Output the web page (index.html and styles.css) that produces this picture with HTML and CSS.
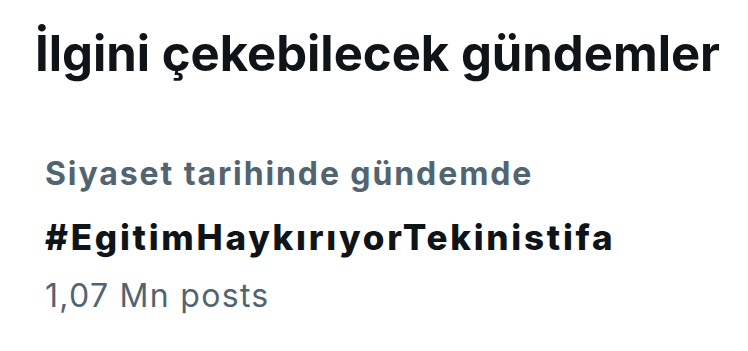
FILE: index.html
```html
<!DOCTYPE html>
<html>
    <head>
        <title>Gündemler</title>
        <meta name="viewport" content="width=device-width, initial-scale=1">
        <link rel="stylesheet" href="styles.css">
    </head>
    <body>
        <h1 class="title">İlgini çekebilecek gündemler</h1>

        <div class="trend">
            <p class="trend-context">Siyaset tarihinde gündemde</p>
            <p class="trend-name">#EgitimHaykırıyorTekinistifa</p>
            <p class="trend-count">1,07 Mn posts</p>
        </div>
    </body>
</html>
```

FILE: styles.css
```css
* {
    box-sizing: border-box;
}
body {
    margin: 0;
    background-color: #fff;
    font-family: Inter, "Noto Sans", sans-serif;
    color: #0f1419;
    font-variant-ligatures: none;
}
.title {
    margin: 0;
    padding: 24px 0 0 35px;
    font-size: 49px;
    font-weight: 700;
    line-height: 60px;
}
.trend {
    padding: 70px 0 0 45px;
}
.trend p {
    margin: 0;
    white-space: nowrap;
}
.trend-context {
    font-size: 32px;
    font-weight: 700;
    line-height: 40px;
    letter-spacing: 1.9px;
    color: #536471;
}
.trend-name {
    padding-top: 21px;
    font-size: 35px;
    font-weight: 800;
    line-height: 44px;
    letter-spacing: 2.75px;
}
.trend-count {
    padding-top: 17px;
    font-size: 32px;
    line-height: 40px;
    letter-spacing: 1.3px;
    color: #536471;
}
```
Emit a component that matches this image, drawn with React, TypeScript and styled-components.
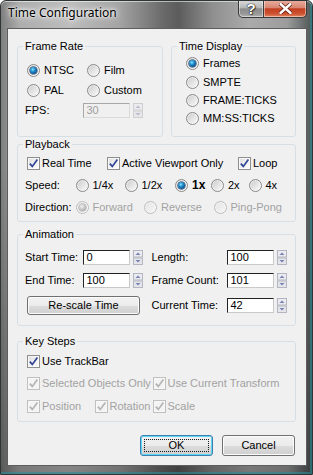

• [Goal]:
Reproduce the entries above without change, omitting all pictures.

• [Expected answer]:
Output the web page (index.html and styles.css) that produces this picture with HTML and CSS.
FILE: index.html
```html
<!DOCTYPE html>
<html>
    <head>
        <title>Gündemler</title>
        <meta name="viewport" content="width=device-width, initial-scale=1">
        <link rel="stylesheet" href="styles.css">
    </head>
    <body>
        <h1 class="title">İlgini çekebilecek gündemler</h1>

        <div class="trend">
            <p class="trend-context">Siyaset tarihinde gündemde</p>
            <p class="trend-name">#EgitimHaykırıyorTekinistifa</p>
            <p class="trend-count">1,07 Mn posts</p>
        </div>
    </body>
</html>
```

FILE: styles.css
```css
* {
    box-sizing: border-box;
}
body {
    margin: 0;
    background-color: #fff;
    font-family: Inter, "Noto Sans", sans-serif;
    color: #0f1419;
    font-variant-ligatures: none;
}
.title {
    margin: 0;
    padding: 24px 0 0 35px;
    font-size: 49px;
    font-weight: 700;
    line-height: 60px;
}
.trend {
    padding: 70px 0 0 45px;
}
.trend p {
    margin: 0;
    white-space: nowrap;
}
.trend-context {
    font-size: 32px;
    font-weight: 700;
    line-height: 40px;
    letter-spacing: 1.9px;
    color: #536471;
}
.trend-name {
    padding-top: 21px;
    font-size: 35px;
    font-weight: 800;
    line-height: 44px;
    letter-spacing: 2.75px;
}
.trend-count {
    padding-top: 17px;
    font-size: 32px;
    line-height: 40px;
    letter-spacing: 1.3px;
    color: #536471;
}
```
Emit a component that matches this image, drawn with React, TypeScript and styled-components.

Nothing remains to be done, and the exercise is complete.